I need a wife

The last 6 weeks has been trying.  With a February 15 deadline for our book draft, my colleague, Troy Hicks, and I  worked overtime completing the manuscript that documented nearly 10 months worth of research.  In addition, I had to deal with the beginning of a new semester as leader of two programs and a university committee, as well as creating syllabi for my courses.  Not to mention preparing for two presentations at my first international conference this past week in Paris.

Thus, it is not surprising that I emailed myself more than a month ago with only the subject line of “you need a wife.”  I sent this to remind me to write a blog post because my mom, who visited for two days amidst this chaos, observed me trying to cook dinner after writing for 10 hours straight said, “You need a wife.”  I was in the process of trying to find a new babysitter and juggling the kids' activities in addition to work and regular house maintenance.

“I know,” I replied.

Her comment came on the heels of someone at work telling me as I ran from meeting to meeting with more frenzy than usual that I needed an “executive assistant.” 

“I know,” I replied.

But, I have neither a wife nor an assistant.

Post-tenure “bliss” is anything but. Even before I heard that my tenure had been granted, I was asked to take over leadership for the Adolescence Cluster, a group of 10 programs that work together to certify teachers of grades 7 – 12 across content areas.

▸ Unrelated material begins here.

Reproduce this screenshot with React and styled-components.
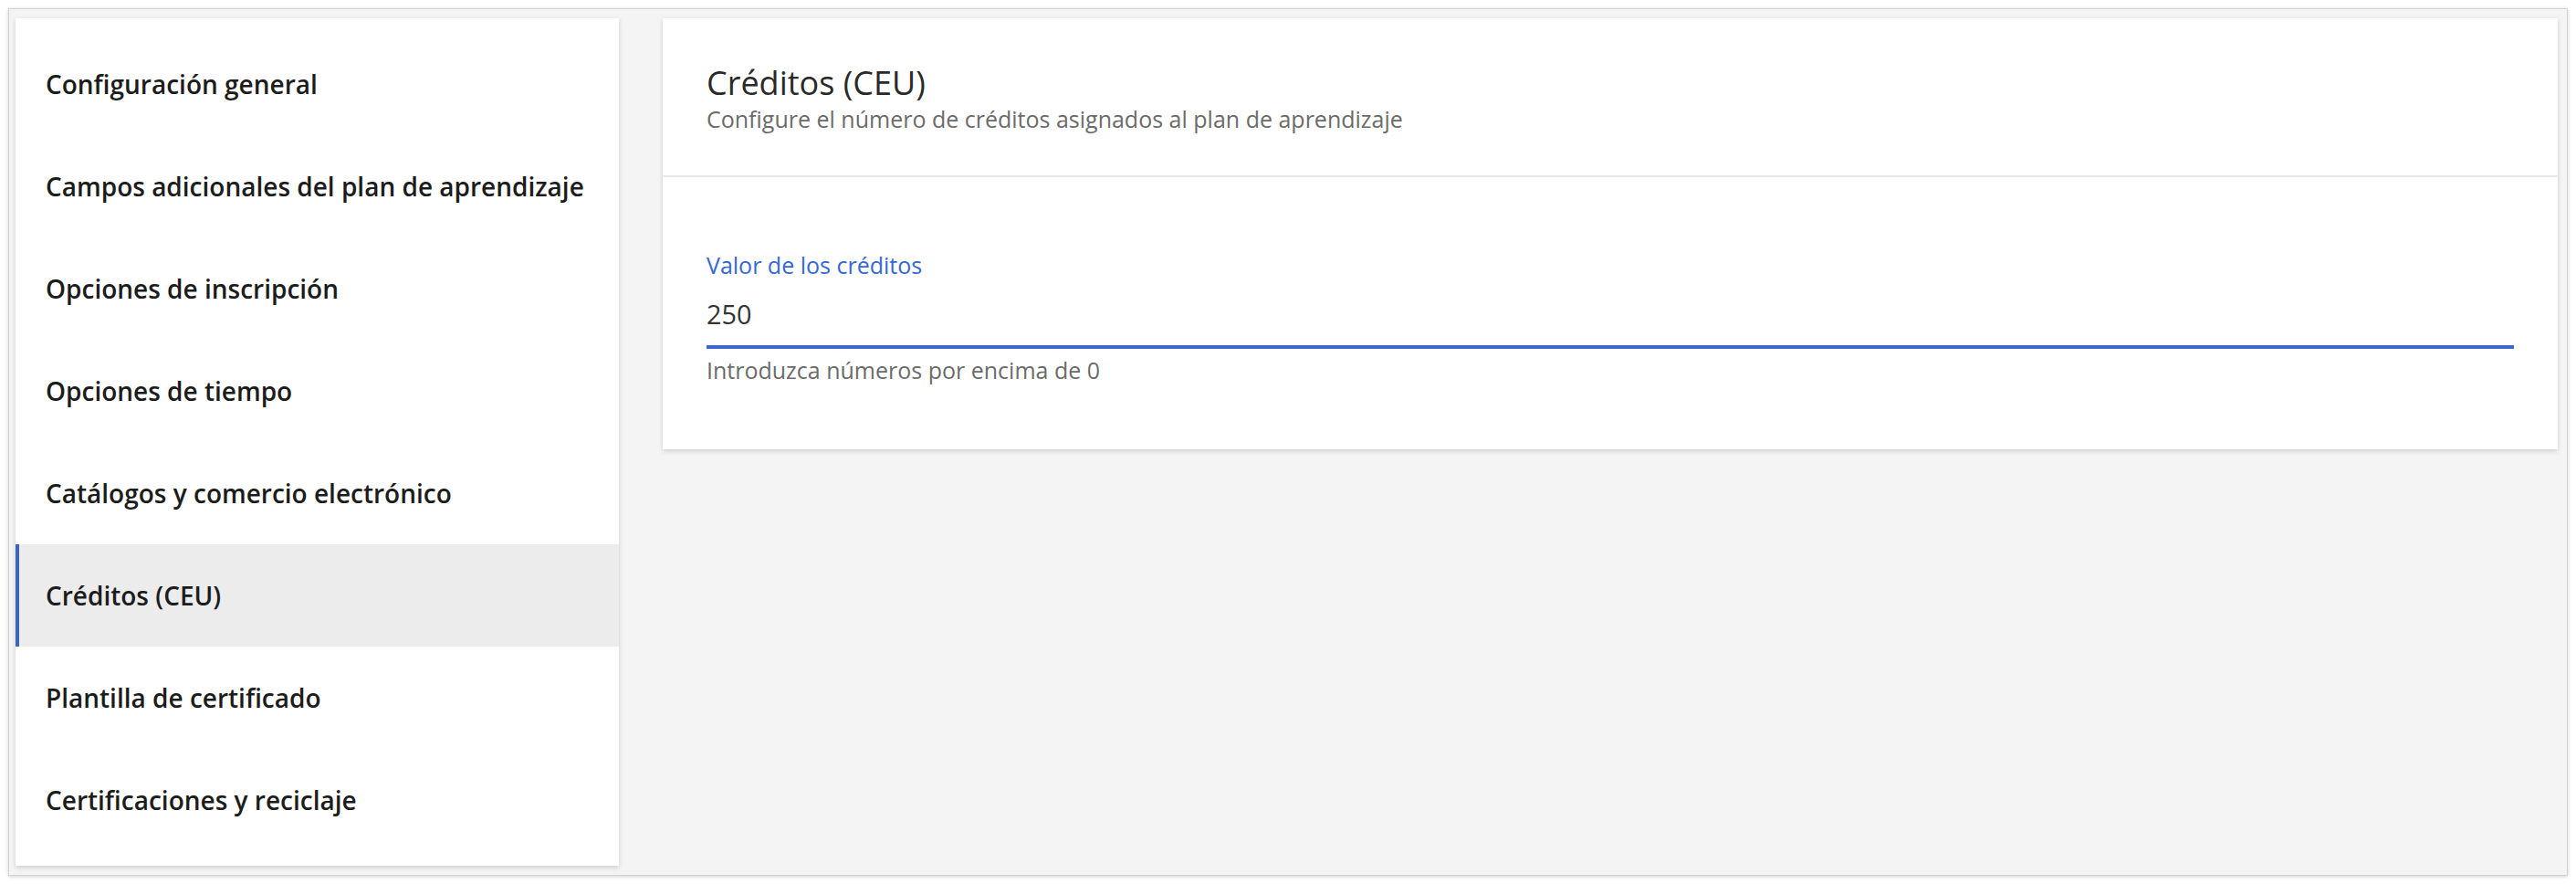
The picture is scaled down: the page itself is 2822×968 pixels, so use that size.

Shortly after receiving my tenure letter, I was asked to co-direct our new PhD program.  Both of these programs require organization and oversight this year as we implement changes, refine processes, and apply for state approvals.  Needless to say, my administrative duties have increased exponentially.  I was also asked to chair the university technology committee, and I've found this position particularly challenging.

This work came in tandem with the research and writing I have been doing related to digital reading.  With an accepted book contract and deadline looming, I worked overtime this past fall, and with data coming to my desk to be analyzed until the last week before Christmas, my “break” was not a vacation.  Exhilarating though it may be to add to the body of knowledge about literacy in the 21st century, the work is demanding, and this mama is tired.

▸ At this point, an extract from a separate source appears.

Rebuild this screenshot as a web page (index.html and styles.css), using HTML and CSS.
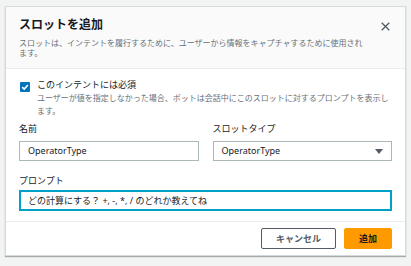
FILE: index.html
```html
<!DOCTYPE html>
<html lang="ja">
<head>
<meta charset="UTF-8">
<meta name="viewport" content="width=device-width, initial-scale=1.0">
<title>スロットを追加</title>
<link rel="stylesheet" href="styles.css">
</head>
<body>
<div class="modal">
  <div class="modal-header">
    <div class="header-text">
      <h1 class="title">スロットを追加</h1>
      <p class="subtitle">スロットは、インテントを履行するために、ユーザーから情報をキャプチャするために使用されます。</p>
    </div>
    <svg class="close" width="9" height="9" viewBox="0 0 9 9">
      <path d="M0.7 0.7 L8.3 8.3 M8.3 0.7 L0.7 8.3" stroke="#545b64" stroke-width="1.3" fill="none"/>
    </svg>
  </div>

  <div class="modal-body">
    <div class="check-row">
      <span class="checkbox">
        <svg width="10" height="10" viewBox="0 0 10 10">
          <path d="M2.2 5.2 L4.2 7.1 L7.9 3" stroke="#fff" stroke-width="1.6" fill="none"/>
        </svg>
      </span>
      <div>
        <div class="check-label">このインテントには必須</div>
        <div class="check-desc">ユーザーが値を指定しなかった場合、ボットは会話中にこのスロットに対するプロンプトを表示します。</div>
      </div>
    </div>

    <div class="fields">
      <div class="field">
        <label class="label">名前</label>
        <div class="input">OperatorType</div>
      </div>
      <div class="field">
        <label class="label">スロットタイプ</label>
        <div class="input select">
          <span>OperatorType</span>
          <svg width="8" height="5" viewBox="0 0 8 5"><path d="M0 0 L8 0 L4 5 Z" fill="#545b64"/></svg>
        </div>
      </div>
    </div>

    <div class="field prompt">
      <label class="label">プロンプト</label>
      <div class="input focus">どの計算にする？ +, -, *, / のどれか教えてね</div>
    </div>
  </div>

  <div class="modal-footer">
    <button class="btn btn-cancel">キャンセル</button>
    <button class="btn btn-primary">追加</button>
  </div>
</div>
</body>
</html>
```

FILE: styles.css
```css
body {
  margin: 0;
  padding: 6px 5px;
  background-color: #f2f3f3;
  font-family: "Noto Sans", "Noto Sans CJK JP", sans-serif;
  color: #16191f;
}

.modal {
  background-color: #fff;
  border: 1px solid #d5dbdb;
  box-shadow: 0 1px 1px rgba(0, 0, 0, 0.3);
}

.modal-header {
  display: flex;
  justify-content: space-between;
  background-color: #fafafa;
  border-bottom: 1px solid #eaeded;
  padding: 10px 15px 10px 13px;
}

.title {
  margin: 0;
  font-size: 12px;
  line-height: 16px;
  font-weight: bold;
}

.subtitle {
  margin: 5px 0 0;
  font-size: 8px;
  line-height: 10px;
  color: #687078;
  max-width: 350px;
}

.close {
  margin-top: 5px;
  flex-shrink: 0;
}

.modal-body {
  padding: 9px 13px 10px;
}

.check-row {
  display: flex;
  gap: 7px;
}

.checkbox {
  width: 10px;
  height: 10px;
  margin-top: 4px;
  margin-left: 1px;
  background-color: #0073bb;
  border-radius: 1px;
  flex-shrink: 0;
  display: flex;
}

.check-label {
  font-size: 9px;
  line-height: 13px;
}

.check-desc {
  font-size: 8px;
  line-height: 13px;
  color: #687078;
  max-width: 355px;
}

.fields {
  display: grid;
  grid-template-columns: 1fr 1fr;
  gap: 14px;
  margin-top: 5px;
}

.label {
  display: block;
  font-size: 9px;
  line-height: 13px;
  margin-bottom: 6px;
}

.input {
  height: 20px;
  box-sizing: border-box;
  border: 1px solid #aab7b8;
  padding: 0 8px;
  font-size: 9px;
  line-height: 18px;
  background-color: #fff;
}

.select {
  display: flex;
  justify-content: space-between;
  align-items: center;
}

.prompt {
  margin-top: 13px;
}

.prompt .label {
  margin-bottom: 3px;
}

.focus {
  height: 21px;
  border: 2px solid #00a1c9;
  padding: 0 7px;
  line-height: 17px;
}

.modal-footer {
  display: flex;
  justify-content: flex-end;
  gap: 8px;
  padding: 6px 13px 6px;
  border-top: 1px solid #eaeded;
}

.btn {
  height: 21px;
  box-sizing: border-box;
  font-family: inherit;
  font-size: 9px;
  font-weight: bold;
  padding: 0;
  border-radius: 2px;
}

.btn-cancel {
  width: 75px;
  background-color: #fff;
  border: 1px solid #545b64;
  color: #545b64;
}

.btn-primary {
  width: 48px;
  background-color: #ff9900;
  border: 1px solid #ff9900;
  color: #16191f;
}
```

I have virtually ignored friends, family, and coworkers as I worked toward a mid-February deadline, and with the past week focused on presentations at the international conference, I am ready to disconnect.  If only I had an assistant to answer email so I could.

All this being said, I have never felt more invigorated professionally, and I still feel connected deeply to my children and my family.  And though I admit that I need both an executive assistant and a wife, I believe that both my professional world and my family understand my dual personality.  During my visit to France, where I toured Versailles and other castles of generations past, I contemplated the roles of women throughout time, and it reminded me how far we have come in just a generation here in the US.  Last year I wrote an article about this topic for the 2013 reunion edition of the Bucknellian.  My mom, who represents a generation that made my life as a working mom possible, helped me in writing this piece.  It is through her model that I have come to be the woman that I am today – and through her generation that I am able to be what I am.  With gratitude to her – and to all women who paved the way:


Bucknell Women, A Generation Apart

Published in the Bucknellian, Reunion Edition 2013

I am the product of a Bucknell sandwich sign.  In the fall of 1969, when hazing of entering students was condoned by the university, my mom, like all first-year females on campus, adorned herself with the required skirt and hand-made "freshman” sign, complete with her name and phone number. My dad, a sophomore, spotted her. He liked what he saw; he wrote down her info; he built the courage to call her. Three years after their first date, they walked down the aisle of Rooke Chapel. Their story is romantically Bucknellian, and perhaps it is that romance that brought me to campus 25 years after my mom wore her sandwich sign.

Life as a Bucknell student was different for me than it was for my mom.  I didn't have a dress code or a curfew. I wasn't a "Sem-Gem," the term sarcastically given to women who were segregated, living "down the hill" in the former "Women's Seminary."  I was not required to eat separately from men, isolated in Larison Hall. For me, the kind of hazing that my mom experienced was not tolerated, and it certainly would not have been acceptable to single out women in such an overtly sexist way.  In fact, the term “freshman” had been censored; I was a first-year student. 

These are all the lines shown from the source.